美国佛罗里达大学斯克利普斯研究所的科学家发现了一条对长期记忆形成起关键作用的机制。这个发现不仅阐明了记忆是如何形成的,也有助于发展记忆障碍性疾病治疗的新途径。研究结果发表在《Neuron》杂志上。
在研究中科学家们发现了一个记忆形成的主要驱动子myosin II,它是细胞移动和生长的一个关键动力蛋白。“我们第一次证实了myosin II在记忆形成中发挥主要作用,我们也接近于确定导致这个大脑动力蛋白激活的信号途径。”佛罗里达大学斯克利普斯研究所该项研究的负责人Gavin Rumbaugh说:“一旦我们找到关键的信号途径,我们将开始致力开发有效的治疗方法帮助那些存在认知障碍的人们比如阿尔兹海默病的患者恢复记忆。”
Rumbaugh和他的同事们证实myosin II在记忆形成复杂过程中发挥调控作用。myosin II与长时程增强效应启动相关,启动长时程增强效可增强神经元之间的信号传递,稳定神经元突触可塑性以及重组神经元F-actin。
对大脑的刺激激活了了这些myosin动力蛋白,启动了F-actin的生长最后稳定了长时程增强效应。”Rumbaugh说:“大脑记录我们经历的过程就是突触生长和强化的过程。我们现在了解到突触间的物质使得我们的生命经历得以储存下来。”
他在研究中补充说明了F-actin的作用。长时程增强效应依赖于突触结构的改变表明myosinII启动的动态重组是信息编码的早期步骤。
“许多并行大脑处理过程被激活参与信息储存。如果他们中的任何一个被破坏,信息就会失去稳定,记忆就会丧失。myosinII是这个过程的关键调控因子,如果你能通过药物控制myosin II,你就能随意有效地控制记忆。”Rumbaugh说。
推荐原文出处:
Neuron doi:10.1016/j.neuron.2010.07.016
Myosin IIb Regulates Actin Dynamics during Synaptic Plasticity and Memory Formation
Christopher S. Rex, Cristin F. Gavin, Maria D. Rubio, Eniko A. Kramar, Lulu Y. Chen, Yousheng Jia, Richard L. Huganir, Nicholas Muzyczka, Christine M. Gall, Courtney A. Miller, Gary Lynch, Gavin Rumbaugh
Highlights
Defines a mechanical process controlling F-actin reorganization at synapses
Myosin II motor activity is engaged by LTP induction
Myosin II activity produces de novo actin filaments at synapses that maintain LTP
Myosin II activity regulates actin polymerization that supports memory formation
Summary
Reorganization of the actin cytoskeleton is essential for synaptic plasticity and memory formation. Presently, the mechanisms that trigger actin dynamics during these brain processes are poorly understood. In this study, we show that myosin II motor activity is downstream of LTP induction and is necessary for the emergence of specialized actin structures that stabilize an early phase of LTP. We also demonstrate that myosin II activity contributes importantly to an actin-dependent process that underlies memory consolidation.
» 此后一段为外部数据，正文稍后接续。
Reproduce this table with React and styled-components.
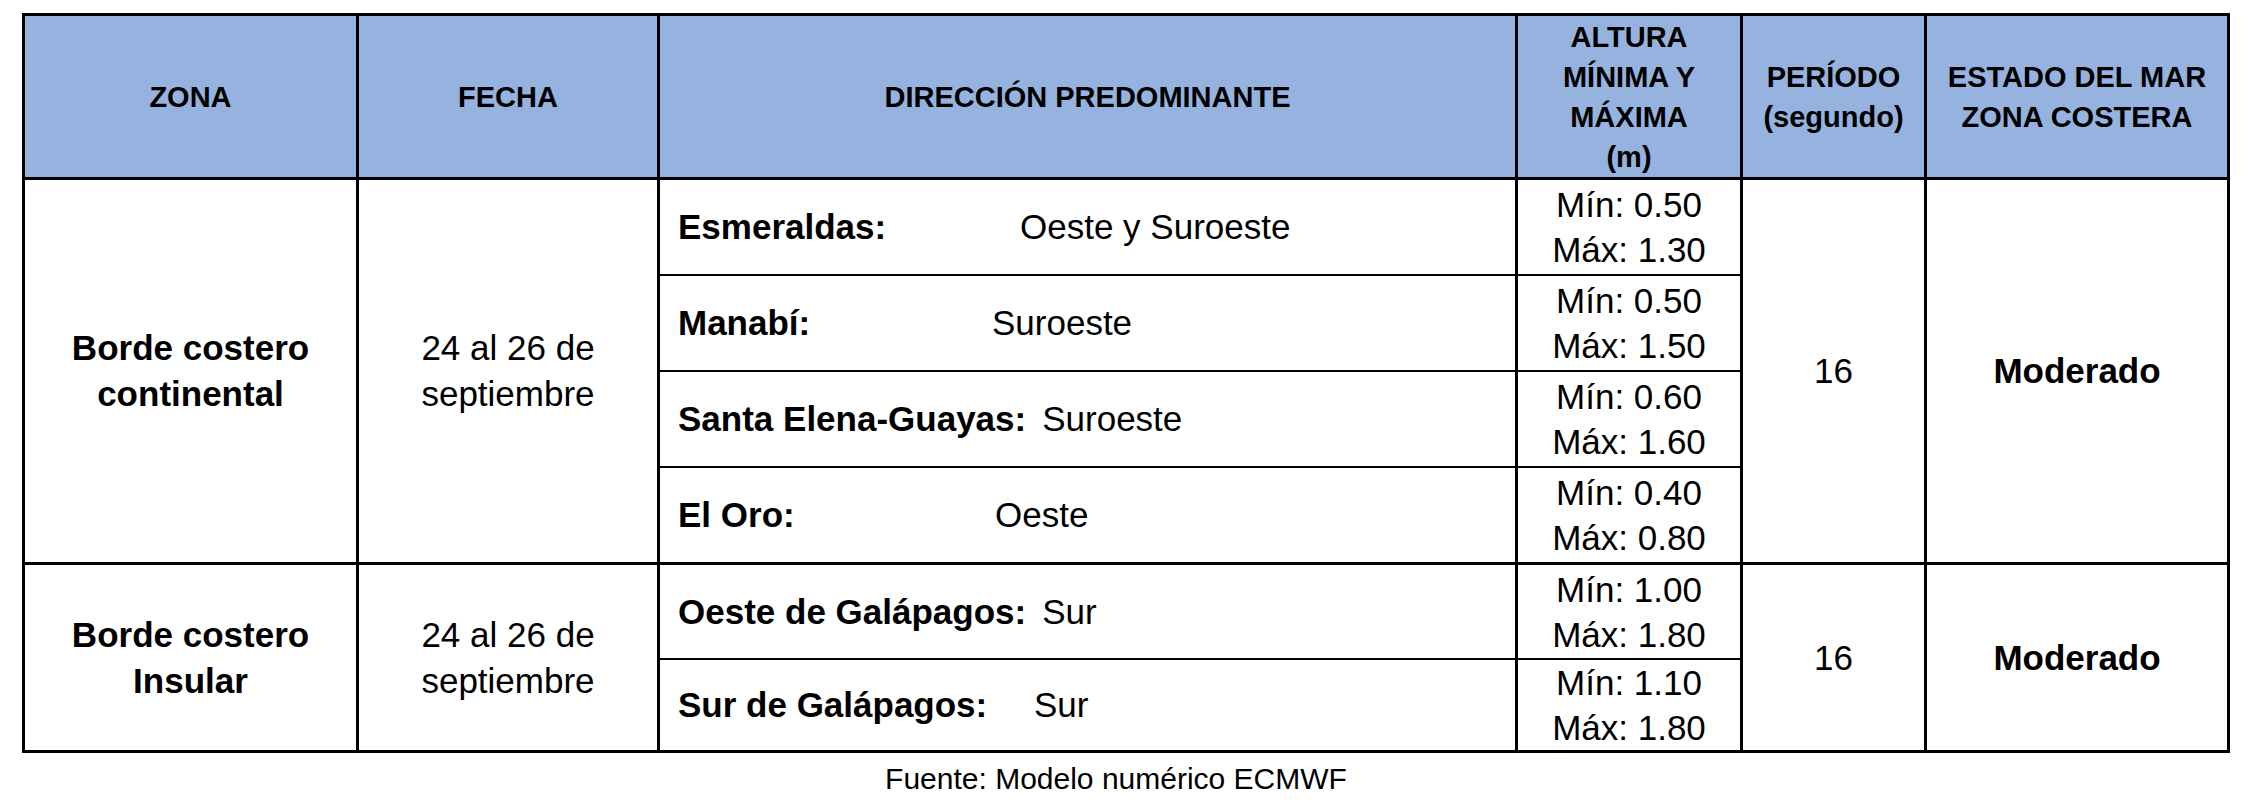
import React from "react";
import styled, { createGlobalStyle } from "styled-components";

const GlobalStyle = createGlobalStyle`
  html, body { margin: 0; padding: 0; background: #ffffff; }
  body {
    font-family: "Liberation Sans", Arial, sans-serif;
    color: #000000;
  }
`;

const Page = styled.main`
  width: 2252px;
  box-sizing: border-box;
  padding: 13px 0 0 22px;
`;

const Figure = styled.figure`
  margin: 0;
  width: 2208px;
`;

const Table = styled.table`
  border-collapse: separate;
  border-spacing: 0;
  table-layout: fixed;
  width: 2208px;
  border-top: 3px solid #000;
  border-left: 3px solid #000;
`;

const HeadRow = styled.tr`
  height: 164px;
`;

const HeadCell = styled.th`
  box-sizing: border-box;
  width: ${(p) => p.$w}px;
  height: 164px;
  padding: 0 4px;
  background: #95b3de;
  border-right: 3px solid #000;
  border-bottom: 3px solid #000;
  font-size: 29px;
  line-height: 40px;
  font-weight: 700;
  text-align: center;
  vertical-align: middle;
`;

const BodyRow = styled.tr`
  height: ${(p) => p.$h}px;
`;

const Cell = styled.td`
  box-sizing: border-box;
  padding: 0 6px;
  border-right: 3px solid #000;
  border-bottom: ${(p) => (p.$last ? 3 : 2)}px solid #000;
  font-size: 35px;
  line-height: 46px;
  font-weight: ${(p) => (p.$bold ? 700 : 400)};
  text-align: center;
  vertical-align: middle;
`;

const DirCell = styled(Cell)`
  padding: 0 0 0 18px;
  text-align: left;
`;

const DirLine = styled.div`
  display: flex;
  align-items: baseline;
  white-space: nowrap;
`;

const Place = styled.span`
  font-weight: 700;
  min-width: ${(p) => p.$min}px;
  margin-right: 16px;
`;

const Heading = styled.span`
  font-weight: 400;
`;

const Range = styled(Cell)`
  line-height: 45px;
`;

const Footer = styled.figcaption`
  margin: 8px 0 0;
  padding-right: 20px;
  text-align: center;
  font-size: 30px;
  line-height: 36px;
`;

const headers = [
  { w: 334, label: ["ZONA"] },
  { w: 301, label: ["FECHA"] },
  { w: 858, label: ["DIRECCIÓN PREDOMINANTE"] },
  { w: 225, label: ["ALTURA", "MÍNIMA Y", "MÁXIMA", "(m)"] },
  { w: 184, label: ["PERÍODO", "(segundo)"] },
  { w: 303, label: ["ESTADO DEL MAR", "ZONA COSTERA"] },
];

const groups = [
  {
    zone: ["Borde costero", "continental"],
    period: "16",
    state: "Moderado",
    rows: [
      { h: 96, place: "Esmeraldas:", dir: "Oeste y Suroeste", min: "0.50", max: "1.30", pw: 326 },
      { h: 96, place: "Manabí:", dir: "Suroeste", min: "0.50", max: "1.50", pw: 298 },
      { h: 96, place: "Santa Elena-Guayas:", dir: "Suroeste", min: "0.60", max: "1.60", pw: 0 },
      { h: 97, place: "El Oro:", dir: "Oeste", min: "0.40", max: "0.80", pw: 301 },
    ],
  },
  {
    zone: ["Borde costero", "Insular"],
    period: "16",
    state: "Moderado",
    rows: [
      { h: 95, place: "Oeste de Galápagos:", dir: "Sur", min: "1.00", max: "1.80", pw: 0 },
      { h: 93, place: "Sur de Galápagos:", dir: "Sur", min: "1.10", max: "1.80", pw: 340 },
    ],
  },
];

const Lines = ({ items }) =>
  items.map((t, i) => (
    <React.Fragment key={i}>
      {i > 0 && <br />}
      {t}
    </React.Fragment>
  ));

export default function App() {
  return (
    <>
      <GlobalStyle />
      <Page>
        <Figure>
          <Table>
            <thead>
              <HeadRow>
                {headers.map((h, i) => (
                  <HeadCell key={i} $w={h.w}>
                    <Lines items={h.label} />
                  </HeadCell>
                ))}
              </HeadRow>
            </thead>
            <tbody>
              {groups.map((g, gi) =>
                g.rows.map((r, ri) => {
                  const last = ri === g.rows.length - 1;
                  return (
                    <BodyRow key={`${gi}-${ri}`} $h={r.h}>
                      {ri === 0 && (
                        <>
                          <Cell rowSpan={g.rows.length} $last $bold>
                            <Lines items={g.zone} />
                          </Cell>
                          <Cell rowSpan={g.rows.length} $last>
                            <Lines items={["24 al 26 de", "septiembre"]} />
                          </Cell>
                        </>
                      )}
                      <DirCell $last={last}>
                        <DirLine>
                          <Place $min={r.pw}>{r.place}</Place>
                          <Heading>{r.dir}</Heading>
                        </DirLine>
                      </DirCell>
                      <Range $last={last}>
                        Mín: {r.min}
                        <br />
                        Máx: {r.max}
                      </Range>
                      {ri === 0 && (
                        <>
                          <Cell rowSpan={g.rows.length} $last>
                            {g.period}
                          </Cell>
                          <Cell rowSpan={g.rows.length} $last $bold>
                            {g.state}
                          </Cell>
                        </>
                      )}
                    </BodyRow>
                  );
                })
              )}
            </tbody>
          </Table>
          <Footer>Fuente: Modelo numérico ECMWF</Footer>
        </Figure>
      </Page>
    </>
  );
}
Pharmacological treatments that promote actin polymerization reversed the effects of a myosin II inhibitor on LTP and memory. We conclude that myosin II motors regulate plasticity by imparting mechanical forces onto the spine actin cytoskeleton in response to synaptic stimulation. These cytoskeletal forces trigger the emergence of actin structures that stabilize synaptic plasticity. Our studies provide a mechanical framework for understanding cytoskeletal dynamics associated with synaptic plasticity and memory formation.